Shade Fanfare Revisited With A Dash Of Subtlety





 It was a hot drought on the last days of August, in 1991 when I received a call from my friend Brian Lynch who was the curator of an upstart photograph gallery on Beatty Street. He told me, “Alex I just received a cancellation for an opening that was to happen in September. Can you put something together and give me a show?”

I looked at some of my hostas in my garden. The drought had kept the slugs at bay and I knew I could also get some hosta leaves from my friend Ken Knechtel who ran a hosta nursery. I also knew one of the most beautiful women I had ever met. I obtained a box full of leaves and met up with Lisa Montonen one afternoon. I  shot her with different hosta leaves with the idea that the name of the particular hosta would suggest the pose. I used one softbox and opted for a pitch black background.

And so the Exposure Gallery had its show and looking back I know it is one of the best shows I ever had. Incredibly it all happened with a perfect model in one afternoon. To top it all Chris Dahl, then art director for Vancouver Magazine designed a beautiful poster for which all I have as evidence of it is a real Xerox copy.

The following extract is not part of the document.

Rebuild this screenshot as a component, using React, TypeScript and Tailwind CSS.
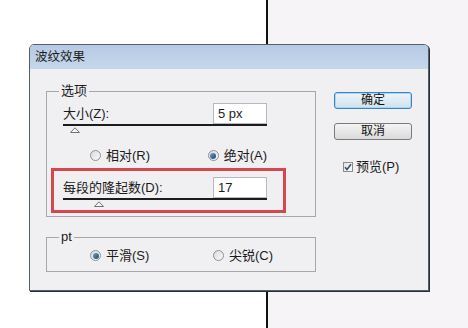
import { useState } from "react";

const FONT = "font-['Liberation_Sans','Noto_Sans_CJK_SC',sans-serif]";

export default function App() {
  const [mode, setMode] = useState("absolute");
  const [edge, setEdge] = useState("smooth");
  const [preview, setPreview] = useState(true);
  const [size, setSize] = useState("5 px");
  const [ridges, setRidges] = useState("17");

  return (
    <div className={`relative flex h-[328px] w-[468px] overflow-hidden ${FONT} text-[13px] leading-[16px] text-[#1b1b1b]`}>
      <div className="w-[266px] bg-white" />
      <div className="w-[2px] bg-[#111]" />
      <div className="flex-1 bg-[#f6f4f6]" />

      {/* dialog window */}
      <div className="absolute left-[29px] top-[44px] flex h-[247px] w-[400px] flex-col rounded-t-[5px] border border-[#53606c] bg-[#f0eff2] shadow-[1px_1px_0_#22313a]">
        <div className="flex h-[24px] items-center rounded-t-[4px] bg-gradient-to-b from-[#b6cae3] to-[#c6d7ec] pl-[5px] text-[12.5px] text-[#1e1e1e]">
          波纹效果
        </div>

        <div className="flex gap-[18px] px-[16px] pt-[14px]">
          <div className="flex w-[270px] flex-col">
            <fieldset className="min-w-0 border border-[#a7a7a9] pb-[3px] pl-[16px]">
              <legend className="-ml-[4px] px-[2px]">选项</legend>
              <div className="flex w-[204px] flex-col">
                <SliderField
                  label="大小(Z):"
                  value={size}
                  onChange={setSize}
                  thumb="ml-[7px]"
                  top="mt-[4px]"
                />
                <div className="mt-[14px] flex h-[17px] items-center pl-[27px]">
                  <Radio label="相对(R)" checked={mode === "relative"} onClick={() => setMode("relative")} wide />
                  <Radio label="绝对(A)" checked={mode === "absolute"} onClick={() => setMode("absolute")} />
                </div>
                <div className="-ml-[12px] mt-[4px] w-[235px] border-[3px] border-[#d4474d] pb-[3px] pl-[9px] pr-[16px] pt-[6px]">
                  <SliderField
                    label="每段的隆起数(D):"
                    value={ridges}
                    onChange={setRidges}
                    thumb="ml-[31px]"
                    top=""
                  />
                </div>
              </div>
            </fieldset>

            <fieldset className="mt-[12px] min-w-0 border border-[#a7a7a9] pb-[7px] pl-[16px] pt-[2px]">
              <legend className="-ml-[4px] px-[2px]">pt</legend>
              <div className="flex h-[17px] items-center pl-[27px]">
                <Radio label="平滑(S)" checked={edge === "smooth"} onClick={() => setEdge("smooth")} wide />
                <Radio label="尖锐(C)" checked={edge === "sharp"} onClick={() => setEdge("sharp")} />
              </div>
            </fieldset>
          </div>

          <div className="mt-[9px] flex w-[78px] flex-col">
            <button className="h-[17px] rounded-[3px] border border-[#3d85b8] bg-gradient-to-b from-[#eef5fa] to-[#cfe2ee] text-[12px] leading-[15px] text-[#111] shadow-[inset_0_0_0_1px_#a9d7f1]">
              确定
            </button>
            <button className="mt-[14px] h-[17px] rounded-[3px] border border-[#7a7a7a] bg-gradient-to-b from-[#f4f4f4] to-[#dadada] text-[12px] leading-[15px] text-[#111]">
              取消
            </button>
            <label className="mt-[19px] flex items-center pl-[9px]" onClick={() => setPreview((p) => !p)}>
              <span className="flex h-[10px] w-[10px] items-center justify-center border border-[#8a8c8e] bg-gradient-to-br from-[#e2e3e6] to-[#fbfbfb]">
                {preview && (
                  <svg width="8" height="8" viewBox="0 0 8 8">
                    <path d="M1 4.2 L3 6.4 L7 1.2" fill="none" stroke="#3b4f6e" strokeWidth="1.6" />
                  </svg>
                )}
              </span>
              <span className="ml-[3px]">预览(P)</span>
            </label>
          </div>
        </div>
      </div>
    </div>
  );
}

function SliderField({
  label,
  value,
  onChange,
  thumb,
  top,
}: {
  label: string;
  value: string;
  onChange: (v: string) => void;
  thumb: string;
  top: string;
}) {
  return (
    <div className={`flex flex-col ${top}`}>
      <div className="flex h-[21px] items-center justify-between">
        <span className="whitespace-nowrap">{label}</span>
        <input
          value={value}
          onChange={(e) => onChange(e.target.value)}
          className="h-[21px] w-[54px] border border-[#b5b9c2] bg-white px-[4px] text-[13px] outline-none"
        />
      </div>
      <div className="h-[2px] bg-[#1c1c1c]" />
      <svg width="10" height="6" viewBox="0 0 10 6" className={`mt-[1px] ${thumb}`}>
        <path d="M0.5 5.5 L5 0.8 L9.5 5.5 Z" fill="#f4f4f4" stroke="#737373" strokeWidth="1" />
      </svg>
    </div>
  );
}

function Radio({
  label,
  checked,
  onClick,
  wide,
}: {
  label: string;
  checked: boolean;
  onClick: () => void;
  wide?: boolean;
}) {
  return (
    <div className={`flex cursor-default items-center ${wide ? "w-[123px]" : ""}`} onClick={onClick}>
      <span className="flex h-[11px] w-[11px] items-center justify-center rounded-full border border-[#8f9194] bg-gradient-to-br from-[#d9dadd] to-[#fafafa]">
        {checked && <span className="h-[6px] w-[6px] rounded-full bg-gradient-to-br from-[#6ea3cf] to-[#17456f]" />}
      </span>
      <span className="ml-[5px] whitespace-nowrap">{label}</span>
    </div>
  );
}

Because it was 1991 and I was a youthful 49 year-old, my modus operandi was to find any excuse; citing art was the best one, to persuade a woman to take it all off for my camera. It was also important for that youthful idiot that I was to show as much of that which you were not supposed to see. In spite of that the resulting photographs did have a generous amount of tasteful subtlety!

Now at age 70 I have looked at my negatives and found gems, the more subtle ones that I never used for the show with the exception of the one chosen by Dahl for his poster.

I think that they may be as fresh today as I thought they were when I helped Lynch hang the show on September 7, 1991.